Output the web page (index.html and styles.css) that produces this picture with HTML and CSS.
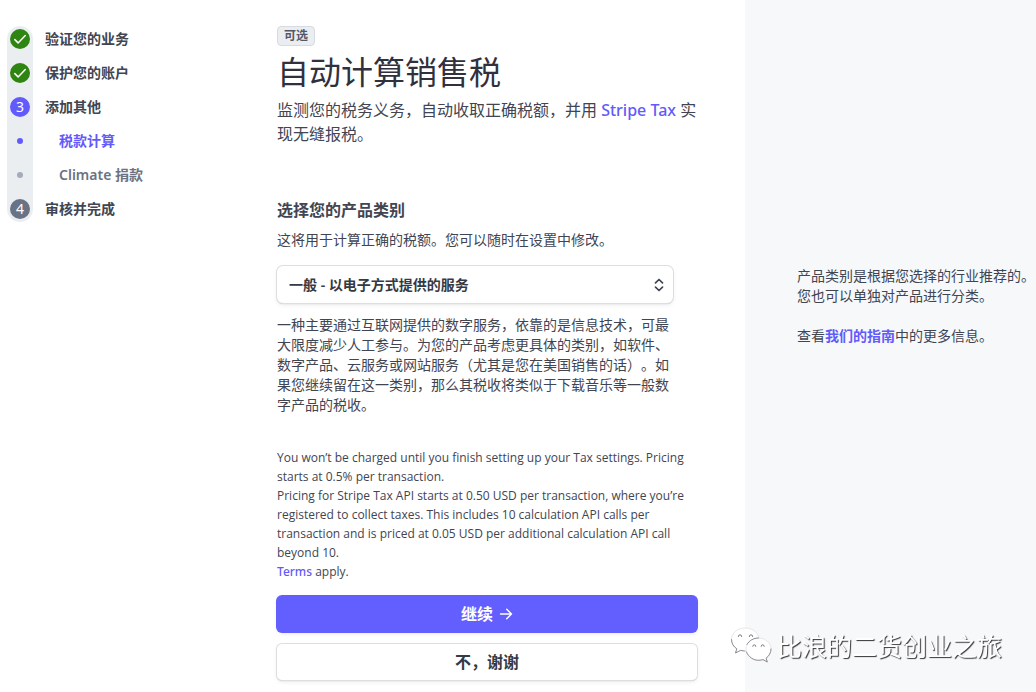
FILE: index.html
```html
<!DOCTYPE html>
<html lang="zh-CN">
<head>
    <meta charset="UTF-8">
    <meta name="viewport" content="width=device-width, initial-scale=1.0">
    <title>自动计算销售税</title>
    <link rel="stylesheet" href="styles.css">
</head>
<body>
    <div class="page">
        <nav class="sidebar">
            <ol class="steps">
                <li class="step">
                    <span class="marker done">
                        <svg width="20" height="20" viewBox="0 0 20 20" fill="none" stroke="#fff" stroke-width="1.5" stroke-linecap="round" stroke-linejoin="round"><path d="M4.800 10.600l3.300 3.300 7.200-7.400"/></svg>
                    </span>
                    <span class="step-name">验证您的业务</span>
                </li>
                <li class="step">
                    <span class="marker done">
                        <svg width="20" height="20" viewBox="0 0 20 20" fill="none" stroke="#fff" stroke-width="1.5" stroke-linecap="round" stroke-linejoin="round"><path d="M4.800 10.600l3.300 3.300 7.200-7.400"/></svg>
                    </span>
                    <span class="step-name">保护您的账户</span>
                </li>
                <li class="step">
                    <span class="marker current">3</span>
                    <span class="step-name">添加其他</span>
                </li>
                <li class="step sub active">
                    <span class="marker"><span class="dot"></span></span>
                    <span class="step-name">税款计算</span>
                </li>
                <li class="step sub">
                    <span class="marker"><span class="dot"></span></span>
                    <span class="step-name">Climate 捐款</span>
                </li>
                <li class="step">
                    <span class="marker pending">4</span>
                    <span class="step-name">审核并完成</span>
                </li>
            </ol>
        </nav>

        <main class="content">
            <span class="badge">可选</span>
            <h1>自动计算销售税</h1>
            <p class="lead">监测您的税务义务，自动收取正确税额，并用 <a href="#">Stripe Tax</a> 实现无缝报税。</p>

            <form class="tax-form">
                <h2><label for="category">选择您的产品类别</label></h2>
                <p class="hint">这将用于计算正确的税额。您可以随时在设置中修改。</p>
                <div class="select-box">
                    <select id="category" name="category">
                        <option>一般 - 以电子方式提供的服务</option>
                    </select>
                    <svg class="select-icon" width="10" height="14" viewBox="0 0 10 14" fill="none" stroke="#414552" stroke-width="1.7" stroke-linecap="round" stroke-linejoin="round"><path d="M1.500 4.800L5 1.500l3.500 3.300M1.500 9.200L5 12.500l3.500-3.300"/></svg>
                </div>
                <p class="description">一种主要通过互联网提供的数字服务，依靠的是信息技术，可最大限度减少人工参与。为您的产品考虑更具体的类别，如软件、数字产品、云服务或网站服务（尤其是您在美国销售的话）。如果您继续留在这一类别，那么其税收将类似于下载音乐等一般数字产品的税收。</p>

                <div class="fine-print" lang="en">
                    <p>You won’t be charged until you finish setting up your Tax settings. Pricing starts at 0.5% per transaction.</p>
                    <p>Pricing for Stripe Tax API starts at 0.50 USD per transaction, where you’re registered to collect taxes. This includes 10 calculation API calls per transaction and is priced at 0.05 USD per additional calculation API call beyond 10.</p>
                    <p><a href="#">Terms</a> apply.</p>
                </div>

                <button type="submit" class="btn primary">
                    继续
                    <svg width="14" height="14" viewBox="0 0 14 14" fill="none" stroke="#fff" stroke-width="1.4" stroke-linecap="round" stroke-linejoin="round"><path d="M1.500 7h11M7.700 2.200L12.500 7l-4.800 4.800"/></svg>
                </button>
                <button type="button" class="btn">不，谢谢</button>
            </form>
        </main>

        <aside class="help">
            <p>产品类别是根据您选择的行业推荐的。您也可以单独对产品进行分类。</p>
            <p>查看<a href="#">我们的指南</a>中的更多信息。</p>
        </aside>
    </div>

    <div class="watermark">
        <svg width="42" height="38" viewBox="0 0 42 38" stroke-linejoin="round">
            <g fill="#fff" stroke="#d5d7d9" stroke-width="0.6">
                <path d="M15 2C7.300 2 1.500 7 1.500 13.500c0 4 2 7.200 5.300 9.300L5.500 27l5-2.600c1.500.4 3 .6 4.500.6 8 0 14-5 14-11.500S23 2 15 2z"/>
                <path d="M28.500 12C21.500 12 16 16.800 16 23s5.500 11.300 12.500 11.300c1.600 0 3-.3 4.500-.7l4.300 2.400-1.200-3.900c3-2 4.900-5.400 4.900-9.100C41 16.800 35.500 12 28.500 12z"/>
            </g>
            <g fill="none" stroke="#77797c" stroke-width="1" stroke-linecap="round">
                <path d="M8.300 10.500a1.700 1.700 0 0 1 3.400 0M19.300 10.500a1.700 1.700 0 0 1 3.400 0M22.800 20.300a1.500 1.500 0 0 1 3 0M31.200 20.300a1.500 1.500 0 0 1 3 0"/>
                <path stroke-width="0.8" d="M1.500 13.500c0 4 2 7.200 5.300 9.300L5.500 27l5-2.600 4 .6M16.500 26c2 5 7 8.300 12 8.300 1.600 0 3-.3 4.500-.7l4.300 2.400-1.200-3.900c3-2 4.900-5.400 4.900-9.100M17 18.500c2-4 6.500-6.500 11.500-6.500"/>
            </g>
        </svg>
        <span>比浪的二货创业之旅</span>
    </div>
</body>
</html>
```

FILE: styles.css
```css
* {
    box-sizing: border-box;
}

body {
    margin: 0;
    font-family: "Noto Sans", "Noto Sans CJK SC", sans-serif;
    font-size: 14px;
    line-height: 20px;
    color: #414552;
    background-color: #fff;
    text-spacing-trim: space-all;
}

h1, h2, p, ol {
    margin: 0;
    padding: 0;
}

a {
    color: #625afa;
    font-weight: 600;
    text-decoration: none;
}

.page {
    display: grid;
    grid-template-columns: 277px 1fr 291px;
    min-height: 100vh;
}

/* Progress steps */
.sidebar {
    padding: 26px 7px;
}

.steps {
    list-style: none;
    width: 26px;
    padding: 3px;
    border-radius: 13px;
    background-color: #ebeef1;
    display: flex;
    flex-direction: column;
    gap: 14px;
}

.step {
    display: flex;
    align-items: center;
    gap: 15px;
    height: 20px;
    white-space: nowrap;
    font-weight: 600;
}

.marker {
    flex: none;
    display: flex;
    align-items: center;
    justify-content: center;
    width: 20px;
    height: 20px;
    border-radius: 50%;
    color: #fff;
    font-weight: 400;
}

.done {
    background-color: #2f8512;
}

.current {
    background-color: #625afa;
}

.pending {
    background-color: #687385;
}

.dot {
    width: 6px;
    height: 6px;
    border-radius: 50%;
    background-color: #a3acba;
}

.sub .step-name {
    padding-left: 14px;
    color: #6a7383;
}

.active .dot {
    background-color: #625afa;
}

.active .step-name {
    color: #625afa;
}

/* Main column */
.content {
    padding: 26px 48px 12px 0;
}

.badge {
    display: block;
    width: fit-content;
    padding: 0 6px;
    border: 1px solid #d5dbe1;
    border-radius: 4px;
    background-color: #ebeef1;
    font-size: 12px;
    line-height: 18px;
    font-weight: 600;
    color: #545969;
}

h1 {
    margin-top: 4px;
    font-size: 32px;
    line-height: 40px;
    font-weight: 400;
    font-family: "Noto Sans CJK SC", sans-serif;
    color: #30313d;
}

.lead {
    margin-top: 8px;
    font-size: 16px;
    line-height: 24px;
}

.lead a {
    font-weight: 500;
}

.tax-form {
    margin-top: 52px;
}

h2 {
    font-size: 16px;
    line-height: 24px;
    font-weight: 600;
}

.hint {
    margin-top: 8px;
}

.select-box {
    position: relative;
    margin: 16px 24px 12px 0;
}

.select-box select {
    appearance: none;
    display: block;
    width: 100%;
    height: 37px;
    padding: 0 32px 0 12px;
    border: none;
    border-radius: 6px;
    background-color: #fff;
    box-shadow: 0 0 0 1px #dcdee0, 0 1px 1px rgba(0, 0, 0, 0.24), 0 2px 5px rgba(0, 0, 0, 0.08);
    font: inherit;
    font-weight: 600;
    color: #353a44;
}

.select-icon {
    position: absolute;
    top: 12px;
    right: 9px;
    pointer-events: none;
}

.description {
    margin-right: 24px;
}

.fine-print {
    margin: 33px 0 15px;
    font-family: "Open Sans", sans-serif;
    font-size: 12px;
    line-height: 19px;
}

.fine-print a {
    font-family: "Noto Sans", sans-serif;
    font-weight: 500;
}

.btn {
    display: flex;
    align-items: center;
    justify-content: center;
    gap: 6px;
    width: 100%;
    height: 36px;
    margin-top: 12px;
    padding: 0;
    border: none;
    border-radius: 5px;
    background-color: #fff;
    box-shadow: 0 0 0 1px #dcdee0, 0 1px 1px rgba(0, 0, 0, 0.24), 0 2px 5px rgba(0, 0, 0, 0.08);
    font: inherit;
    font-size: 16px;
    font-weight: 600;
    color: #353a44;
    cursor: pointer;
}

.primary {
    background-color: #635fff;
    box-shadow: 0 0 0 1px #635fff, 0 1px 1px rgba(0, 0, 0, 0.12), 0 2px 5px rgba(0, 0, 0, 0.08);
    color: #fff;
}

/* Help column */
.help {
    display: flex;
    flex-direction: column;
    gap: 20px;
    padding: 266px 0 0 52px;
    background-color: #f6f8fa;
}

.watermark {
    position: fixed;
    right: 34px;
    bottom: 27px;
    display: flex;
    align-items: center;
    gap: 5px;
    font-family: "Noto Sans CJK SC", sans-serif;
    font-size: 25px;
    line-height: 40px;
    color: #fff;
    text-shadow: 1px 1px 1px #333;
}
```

> What you need to do: Take every line that includes the string "styles" and copy it.

> Reply:
Output the web page (index.html and styles.css) that produces this picture with HTML and CSS.
    <link rel="stylesheet" href="styles.css">
FILE: styles.css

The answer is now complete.